**Your instructions**
Pictures stay out of the copy; restate everything else in the material exactly.

**Supplied information**
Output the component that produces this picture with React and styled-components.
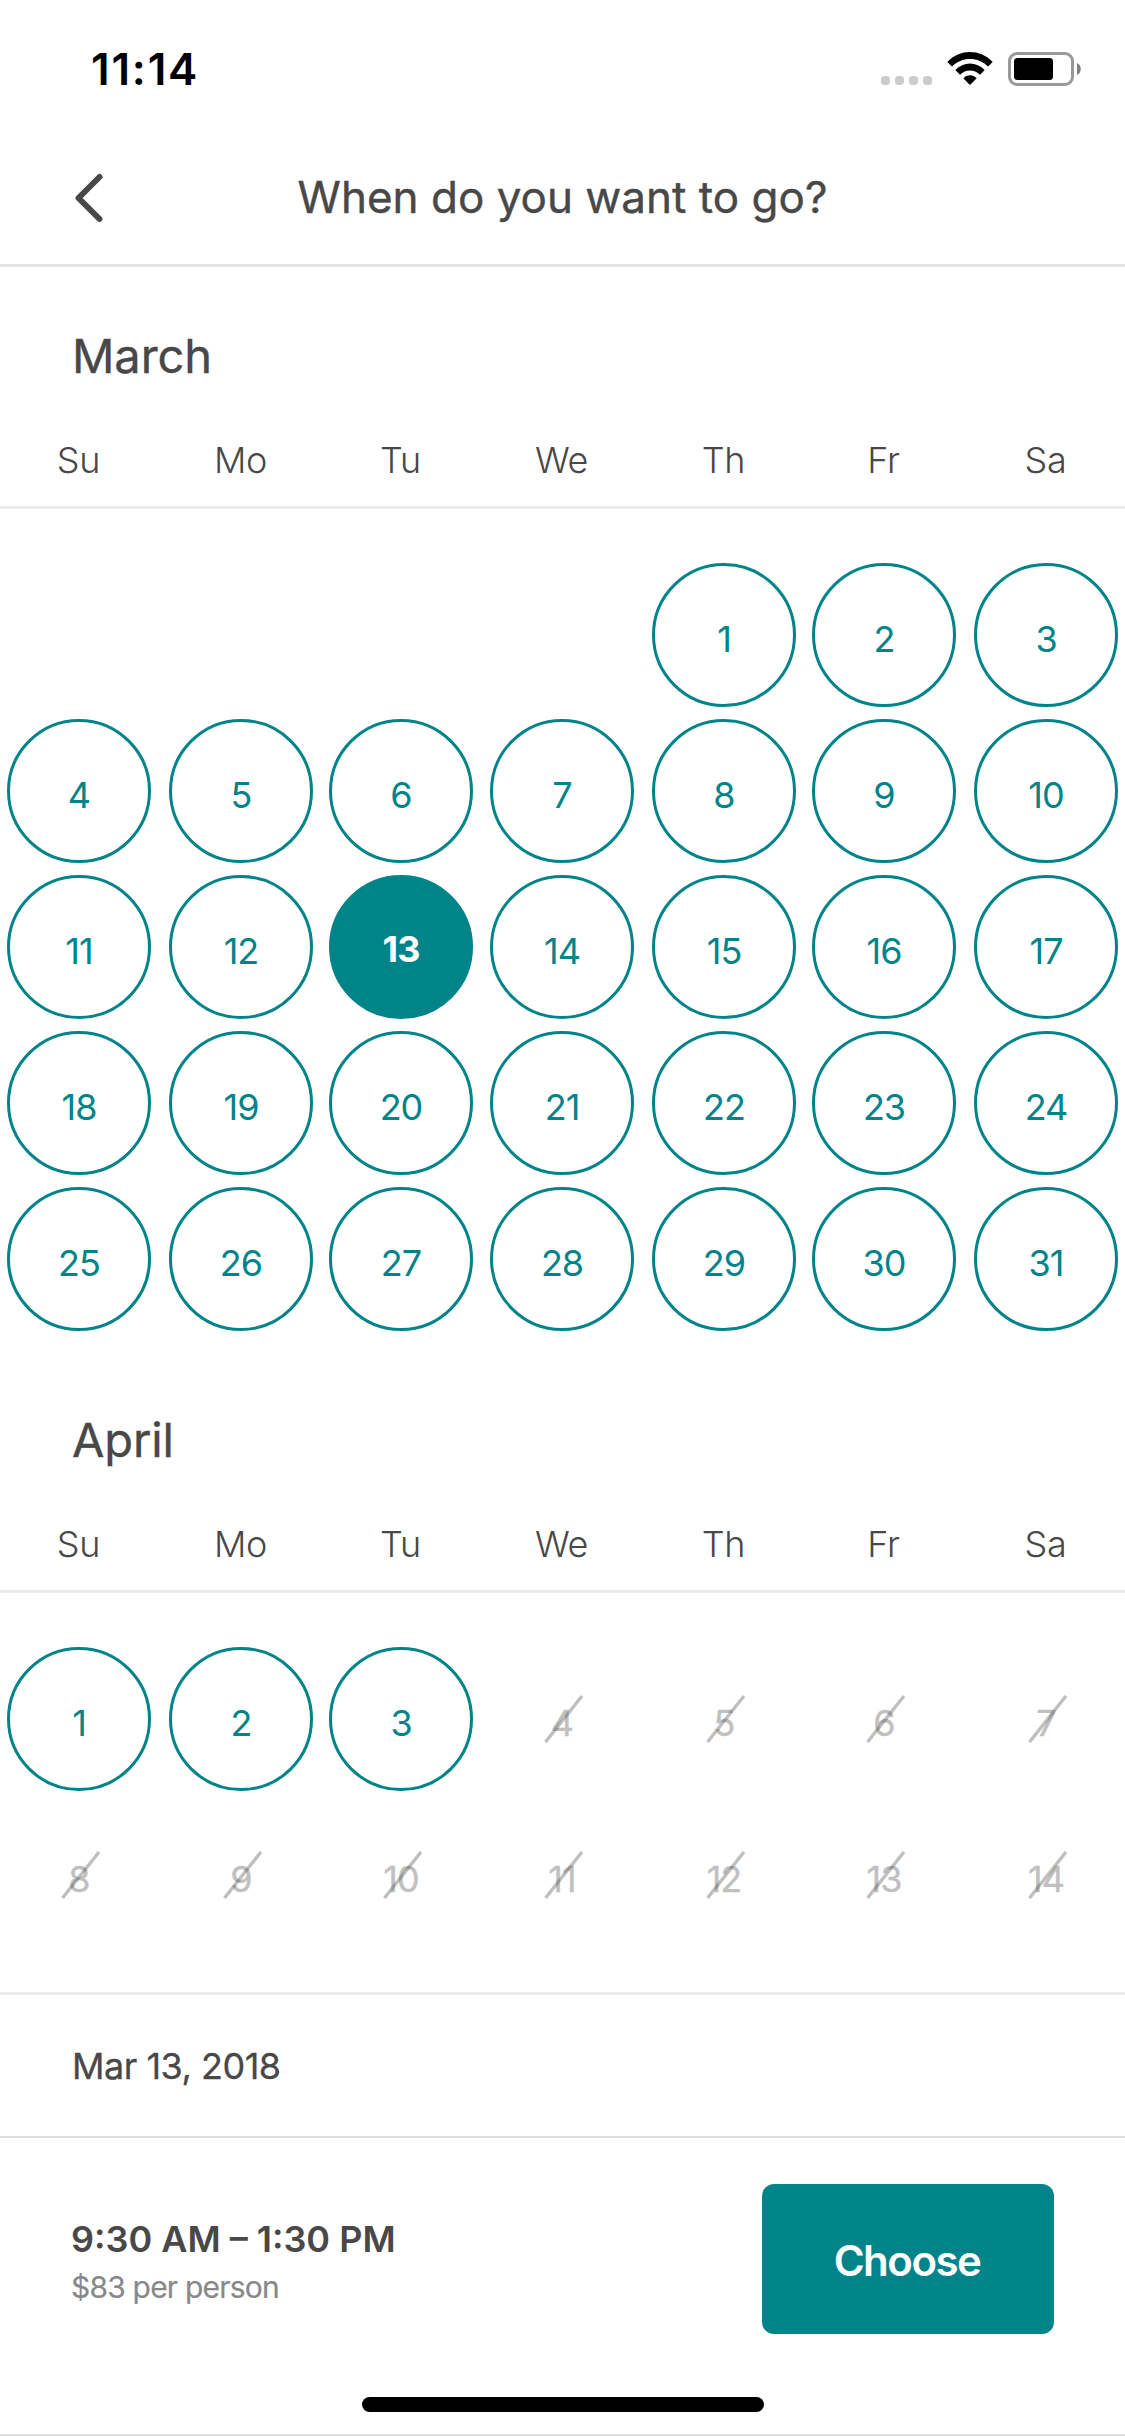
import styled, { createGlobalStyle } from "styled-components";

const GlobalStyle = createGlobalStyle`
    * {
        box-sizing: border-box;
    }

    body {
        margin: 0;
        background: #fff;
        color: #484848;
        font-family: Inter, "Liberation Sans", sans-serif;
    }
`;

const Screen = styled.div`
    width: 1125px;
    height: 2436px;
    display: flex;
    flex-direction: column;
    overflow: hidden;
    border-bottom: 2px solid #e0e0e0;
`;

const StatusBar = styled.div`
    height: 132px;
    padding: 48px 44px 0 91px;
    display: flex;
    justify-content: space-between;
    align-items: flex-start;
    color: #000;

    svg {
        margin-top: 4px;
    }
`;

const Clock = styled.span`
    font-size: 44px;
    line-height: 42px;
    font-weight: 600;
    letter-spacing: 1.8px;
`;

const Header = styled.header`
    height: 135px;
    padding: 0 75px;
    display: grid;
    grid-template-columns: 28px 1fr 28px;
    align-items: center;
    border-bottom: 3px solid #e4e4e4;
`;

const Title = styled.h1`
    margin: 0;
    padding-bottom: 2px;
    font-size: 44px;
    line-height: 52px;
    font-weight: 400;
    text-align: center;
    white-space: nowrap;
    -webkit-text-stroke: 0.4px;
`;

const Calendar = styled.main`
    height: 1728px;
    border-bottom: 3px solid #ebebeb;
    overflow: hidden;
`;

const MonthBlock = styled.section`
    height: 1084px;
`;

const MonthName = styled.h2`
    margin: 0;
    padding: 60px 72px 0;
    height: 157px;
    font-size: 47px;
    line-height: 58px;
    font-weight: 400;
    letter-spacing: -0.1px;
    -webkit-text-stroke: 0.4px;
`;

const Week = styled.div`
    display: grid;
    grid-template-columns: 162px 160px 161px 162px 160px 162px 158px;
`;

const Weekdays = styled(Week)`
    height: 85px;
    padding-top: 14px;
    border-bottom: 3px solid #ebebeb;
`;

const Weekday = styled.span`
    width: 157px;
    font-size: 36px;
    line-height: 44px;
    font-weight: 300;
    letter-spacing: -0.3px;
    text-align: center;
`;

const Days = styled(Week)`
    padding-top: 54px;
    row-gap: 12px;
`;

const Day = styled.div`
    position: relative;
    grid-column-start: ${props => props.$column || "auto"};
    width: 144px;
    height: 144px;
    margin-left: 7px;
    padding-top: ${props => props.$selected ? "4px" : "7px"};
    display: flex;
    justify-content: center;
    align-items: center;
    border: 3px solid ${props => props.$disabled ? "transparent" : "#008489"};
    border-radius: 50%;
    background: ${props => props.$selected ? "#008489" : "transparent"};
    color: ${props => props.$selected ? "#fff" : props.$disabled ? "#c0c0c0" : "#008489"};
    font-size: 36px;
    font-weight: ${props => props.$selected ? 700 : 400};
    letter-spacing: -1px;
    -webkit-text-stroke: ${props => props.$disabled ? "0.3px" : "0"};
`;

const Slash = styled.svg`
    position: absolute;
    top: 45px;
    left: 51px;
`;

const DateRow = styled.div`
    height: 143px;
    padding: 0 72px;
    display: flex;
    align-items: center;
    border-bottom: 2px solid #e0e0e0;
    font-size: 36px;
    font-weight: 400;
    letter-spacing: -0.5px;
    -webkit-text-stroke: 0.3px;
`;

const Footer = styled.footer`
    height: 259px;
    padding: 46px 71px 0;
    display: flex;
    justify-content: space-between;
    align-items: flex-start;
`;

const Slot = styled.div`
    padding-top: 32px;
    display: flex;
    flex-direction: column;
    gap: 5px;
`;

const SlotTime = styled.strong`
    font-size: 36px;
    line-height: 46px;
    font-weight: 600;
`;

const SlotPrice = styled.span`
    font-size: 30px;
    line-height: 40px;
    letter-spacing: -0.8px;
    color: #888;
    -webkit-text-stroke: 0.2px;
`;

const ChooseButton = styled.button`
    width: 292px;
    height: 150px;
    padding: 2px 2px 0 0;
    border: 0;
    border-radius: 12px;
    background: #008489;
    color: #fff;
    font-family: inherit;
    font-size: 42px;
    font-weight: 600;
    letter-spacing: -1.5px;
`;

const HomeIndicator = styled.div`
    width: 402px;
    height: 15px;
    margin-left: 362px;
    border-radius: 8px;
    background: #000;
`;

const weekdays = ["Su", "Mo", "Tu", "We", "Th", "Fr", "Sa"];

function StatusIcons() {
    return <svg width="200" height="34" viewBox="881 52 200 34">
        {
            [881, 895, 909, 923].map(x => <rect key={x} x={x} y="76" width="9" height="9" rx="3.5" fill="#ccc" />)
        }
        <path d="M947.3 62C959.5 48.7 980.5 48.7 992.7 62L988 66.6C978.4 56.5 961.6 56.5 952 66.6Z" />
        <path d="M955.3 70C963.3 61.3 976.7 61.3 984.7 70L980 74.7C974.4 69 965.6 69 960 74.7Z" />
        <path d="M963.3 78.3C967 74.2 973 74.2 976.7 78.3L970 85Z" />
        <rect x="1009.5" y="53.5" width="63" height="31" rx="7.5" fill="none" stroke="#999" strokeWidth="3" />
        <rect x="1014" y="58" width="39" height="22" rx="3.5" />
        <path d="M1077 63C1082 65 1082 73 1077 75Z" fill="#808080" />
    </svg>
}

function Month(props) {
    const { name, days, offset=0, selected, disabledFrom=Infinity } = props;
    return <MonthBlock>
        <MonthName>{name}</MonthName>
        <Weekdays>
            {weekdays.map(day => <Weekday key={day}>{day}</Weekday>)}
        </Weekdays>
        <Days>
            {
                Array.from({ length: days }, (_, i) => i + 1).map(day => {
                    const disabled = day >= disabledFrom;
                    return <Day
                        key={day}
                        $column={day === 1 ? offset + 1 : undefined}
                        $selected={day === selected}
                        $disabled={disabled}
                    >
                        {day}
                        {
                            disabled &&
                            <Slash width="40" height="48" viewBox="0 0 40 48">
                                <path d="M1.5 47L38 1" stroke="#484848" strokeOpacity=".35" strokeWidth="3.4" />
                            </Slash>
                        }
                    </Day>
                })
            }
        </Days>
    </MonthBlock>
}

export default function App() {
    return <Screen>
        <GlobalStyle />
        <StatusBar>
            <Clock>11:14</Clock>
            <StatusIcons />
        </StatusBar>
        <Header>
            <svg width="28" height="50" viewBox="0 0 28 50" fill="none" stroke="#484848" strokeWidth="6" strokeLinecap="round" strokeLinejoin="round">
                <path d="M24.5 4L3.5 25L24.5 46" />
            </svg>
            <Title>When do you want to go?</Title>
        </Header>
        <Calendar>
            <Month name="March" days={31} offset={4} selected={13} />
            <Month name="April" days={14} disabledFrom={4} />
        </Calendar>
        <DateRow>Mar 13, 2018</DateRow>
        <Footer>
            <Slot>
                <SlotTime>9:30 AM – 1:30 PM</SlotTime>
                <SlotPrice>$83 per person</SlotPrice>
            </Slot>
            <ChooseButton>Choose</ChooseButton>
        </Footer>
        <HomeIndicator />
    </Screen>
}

**Answer below**
Output the component that produces this picture with React and styled-components.
import styled, { createGlobalStyle } from "styled-components";

const GlobalStyle = createGlobalStyle`
    * {
        box-sizing: border-box;
    }

    body {
        margin: 0;
        background: #fff;
        color: #484848;
        font-family: Inter, "Liberation Sans", sans-serif;
    }
`;

const Screen = styled.div`
    width: 1125px;
    height: 2436px;
    display: flex;
    flex-direction: column;
    overflow: hidden;
    border-bottom: 2px solid #e0e0e0;
`;

const StatusBar = styled.div`
    height: 132px;
    padding: 48px 44px 0 91px;
    display: flex;
    justify-content: space-between;
    align-items: flex-start;
    color: #000;

    svg {
        margin-top: 4px;
    }
`;

const Clock = styled.span`
    font-size: 44px;
    line-height: 42px;
    font-weight: 600;
    letter-spacing: 1.8px;
`;

const Header = styled.header`
    height: 135px;
    padding: 0 75px;
    display: grid;
    grid-template-columns: 28px 1fr 28px;
    align-items: center;
    border-bottom: 3px solid #e4e4e4;
`;

const Title = styled.h1`
    margin: 0;
    padding-bottom: 2px;
    font-size: 44px;
    line-height: 52px;
    font-weight: 400;
    text-align: center;
    white-space: nowrap;
    -webkit-text-stroke: 0.4px;
`;

const Calendar = styled.main`
    height: 1728px;
    border-bottom: 3px solid #ebebeb;
    overflow: hidden;
`;

const MonthBlock = styled.section`
    height: 1084px;
`;

const MonthName = styled.h2`
    margin: 0;
    padding: 60px 72px 0;
    height: 157px;
    font-size: 47px;
    line-height: 58px;
    font-weight: 400;
    letter-spacing: -0.1px;
    -webkit-text-stroke: 0.4px;
`;

const Week = styled.div`
    display: grid;
    grid-template-columns: 162px 160px 161px 162px 160px 162px 158px;
`;

const Weekdays = styled(Week)`
    height: 85px;
    padding-top: 14px;
    border-bottom: 3px solid #ebebeb;
`;

const Weekday = styled.span`
    width: 157px;
    font-size: 36px;
    line-height: 44px;
    font-weight: 300;
    letter-spacing: -0.3px;
    text-align: center;
`;

const Days = styled(Week)`
    padding-top: 54px;
    row-gap: 12px;
`;

const Day = styled.div`
    position: relative;
    grid-column-start: ${props => props.$column || "auto"};
    width: 144px;
    height: 144px;
    margin-left: 7px;
    padding-top: ${props => props.$selected ? "4px" : "7px"};
    display: flex;
    justify-content: center;
    align-items: center;
    border: 3px solid ${props => props.$disabled ? "transparent" : "#008489"};
    border-radius: 50%;
    background: ${props => props.$selected ? "#008489" : "transparent"};
    color: ${props => props.$selected ? "#fff" : props.$disabled ? "#c0c0c0" : "#008489"};
    font-size: 36px;
    font-weight: ${props => props.$selected ? 700 : 400};
    letter-spacing: -1px;
    -webkit-text-stroke: ${props => props.$disabled ? "0.3px" : "0"};
`;

const Slash = styled.svg`
    position: absolute;
    top: 45px;
    left: 51px;
`;

const DateRow = styled.div`
    height: 143px;
    padding: 0 72px;
    display: flex;
    align-items: center;
    border-bottom: 2px solid #e0e0e0;
    font-size: 36px;
    font-weight: 400;
    letter-spacing: -0.5px;
    -webkit-text-stroke: 0.3px;
`;

const Footer = styled.footer`
    height: 259px;
    padding: 46px 71px 0;
    display: flex;
    justify-content: space-between;
    align-items: flex-start;
`;

const Slot = styled.div`
    padding-top: 32px;
    display: flex;
    flex-direction: column;
    gap: 5px;
`;

const SlotTime = styled.strong`
    font-size: 36px;
    line-height: 46px;
    font-weight: 600;
`;

const SlotPrice = styled.span`
    font-size: 30px;
    line-height: 40px;
    letter-spacing: -0.8px;
    color: #888;
    -webkit-text-stroke: 0.2px;
`;

const ChooseButton = styled.button`
    width: 292px;
    height: 150px;
    padding: 2px 2px 0 0;
    border: 0;
    border-radius: 12px;
    background: #008489;
    color: #fff;
    font-family: inherit;
    font-size: 42px;
    font-weight: 600;
    letter-spacing: -1.5px;
`;

const HomeIndicator = styled.div`
    width: 402px;
    height: 15px;
    margin-left: 362px;
    border-radius: 8px;
    background: #000;
`;

const weekdays = ["Su", "Mo", "Tu", "We", "Th", "Fr", "Sa"];

function StatusIcons() {
    return <svg width="200" height="34" viewBox="881 52 200 34">
        {
            [881, 895, 909, 923].map(x => <rect key={x} x={x} y="76" width="9" height="9" rx="3.5" fill="#ccc" />)
        }
        <path d="M947.3 62C959.5 48.7 980.5 48.7 992.7 62L988 66.6C978.4 56.5 961.6 56.5 952 66.6Z" />
        <path d="M955.3 70C963.3 61.3 976.7 61.3 984.7 70L980 74.7C974.4 69 965.6 69 960 74.7Z" />
        <path d="M963.3 78.3C967 74.2 973 74.2 976.7 78.3L970 85Z" />
        <rect x="1009.5" y="53.5" width="63" height="31" rx="7.5" fill="none" stroke="#999" strokeWidth="3" />
        <rect x="1014" y="58" width="39" height="22" rx="3.5" />
        <path d="M1077 63C1082 65 1082 73 1077 75Z" fill="#808080" />
    </svg>
}

function Month(props) {
    const { name, days, offset=0, selected, disabledFrom=Infinity } = props;
    return <MonthBlock>
        <MonthName>{name}</MonthName>
        <Weekdays>
            {weekdays.map(day => <Weekday key={day}>{day}</Weekday>)}
        </Weekdays>
        <Days>
            {
                Array.from({ length: days }, (_, i) => i + 1).map(day => {
                    const disabled = day >= disabledFrom;
                    return <Day
                        key={day}
                        $column={day === 1 ? offset + 1 : undefined}
                        $selected={day === selected}
                        $disabled={disabled}
                    >
                        {day}
                        {
                            disabled &&
                            <Slash width="40" height="48" viewBox="0 0 40 48">
                                <path d="M1.5 47L38 1" stroke="#484848" strokeOpacity=".35" strokeWidth="3.4" />
                            </Slash>
                        }
                    </Day>
                })
            }
        </Days>
    </MonthBlock>
}

export default function App() {
    return <Screen>
        <GlobalStyle />
        <StatusBar>
            <Clock>11:14</Clock>
            <StatusIcons />
        </StatusBar>
        <Header>
            <svg width="28" height="50" viewBox="0 0 28 50" fill="none" stroke="#484848" strokeWidth="6" strokeLinecap="round" strokeLinejoin="round">
                <path d="M24.5 4L3.5 25L24.5 46" />
            </svg>
            <Title>When do you want to go?</Title>
        </Header>
        <Calendar>
            <Month name="March" days={31} offset={4} selected={13} />
            <Month name="April" days={14} disabledFrom={4} />
        </Calendar>
        <DateRow>Mar 13, 2018</DateRow>
        <Footer>
            <Slot>
                <SlotTime>9:30 AM – 1:30 PM</SlotTime>
                <SlotPrice>$83 per person</SlotPrice>
            </Slot>
            <ChooseButton>Choose</ChooseButton>
        </Footer>
        <HomeIndicator />
    </Screen>
}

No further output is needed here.